From the monoclinic orthohemidome can be derived the hemimorphous orthohemidome when hemimorphy is applied. Because the suppressed mirror plane is perpendicular to the faces of the holohedric orthodome its suppression does not affect the external shape. So the hemimorphous orthohemidome still consists of two faces parallel to the ortho axis as did the holohedric one. See Figure 8.

Figure 8.
(1). The holohedric (primary) positive Monoclinic Orthohemidome.
(2). The hemimorphous (primary) positive Monoclinic Orthohemidome.
Its external shape is unchanged, but its symmetry is lowered accordingly, which means the suppression of the mirror plane, (this absence) indicated by coloring.


In the same way we can derive a hemimorphous Monoclinic Orthohemidome from a negative holohedric Monoclinic Orthohemidome. See Figure 9.

Figure 9.
(1). The holohedric (primary) negative Monoclinic Orthohemidome.
(2). The hemimorphous (primary) negative Monoclinic Orthohemidome.
Also this Form consists of two faces parallel to the ortho axis, with a lowered symmetry with respect to the corresponding holohedric Form.


From the holohedric monoclinic clinopinacoid can be derived a monoclinic pedion when subjected to hemimorphy. The holohedric Form, consisting of a vertical face pair parallel to the clino axis decays into two independent single vertical faces, parallel to the clino axis, i.e. into two Forms each consisting of just one face. See Figure 10.

   
Figure 10.
(1). The holohedric Monoclinic Clinopinacoid.
(2). The Monoclinic Pedion.
This Form consists of the
left half of the holohedric Clinopinacoid.
A second possible Form consists of the
right half of the holohedric Clinopinacoid.
When both occur on a real crystal then they still are
two independent Forms.


From the holohedric monoclinic orthopinacoid can be derived the hemimorphous monoclinic orthopinacoid when hemimorphy is applied. The Form does not change its external shape because the mirror plane which is to be suppressed is perpendicular to its faces. See Figure 11.

   
Figure 11.
(1). The holohedric Monoclinic Orthopinacoid.
(2). The hemimorphous Monoclinic Orthopinacoid.
This Form consists of two faces parallel to the vertical and ortho axes. Its lowered symmetry is indicated by the coloring.

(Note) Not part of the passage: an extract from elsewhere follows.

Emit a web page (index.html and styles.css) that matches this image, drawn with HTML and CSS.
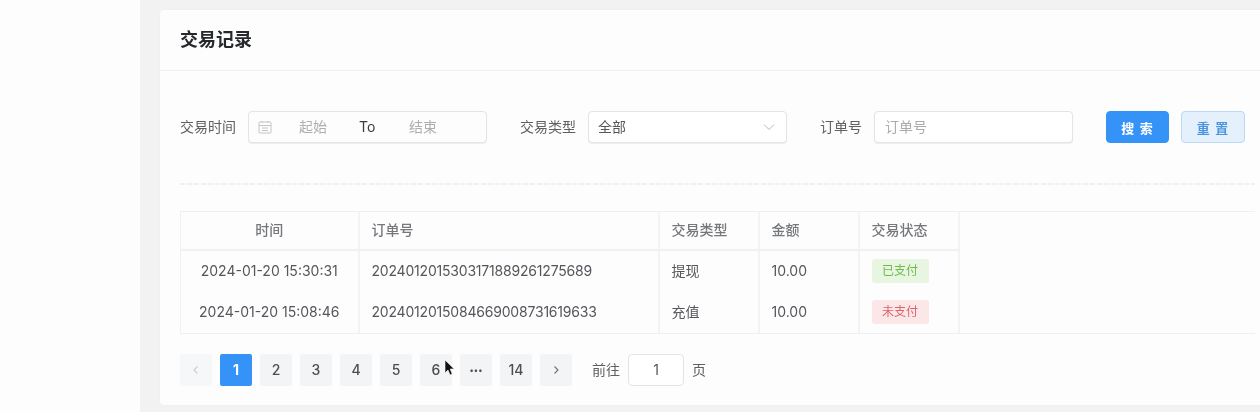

From the holohedric monoclinic basic pinacoid, finally, we can derive the hemimorphous monoclinic basic pinacoid when it is subjected to hemimorphy. Because the mirror plane to be suppressed is perpendicular to its faces the Form does not change its external shape but the symmetry is lowered accordingly. So the hemimorphous Form still consists of two faces parallel to the clino and ortho axes. See Figure 12.

   
Figure 12.
(1). The holohedric Monoclinic Basic Pinacoid.
(2). The hemimorphous Monoclinic Basic Pinacoid.
This Form consists of two faces parallel to the clino and ortho axes. Its lowered symmetry is indicated by the coloring.
The red lines indicate crystallographic directions.


This concludes our derivation of all the Forms of the Monoclinic-sphenoidic Crystal Class, by means of the merohedric approach.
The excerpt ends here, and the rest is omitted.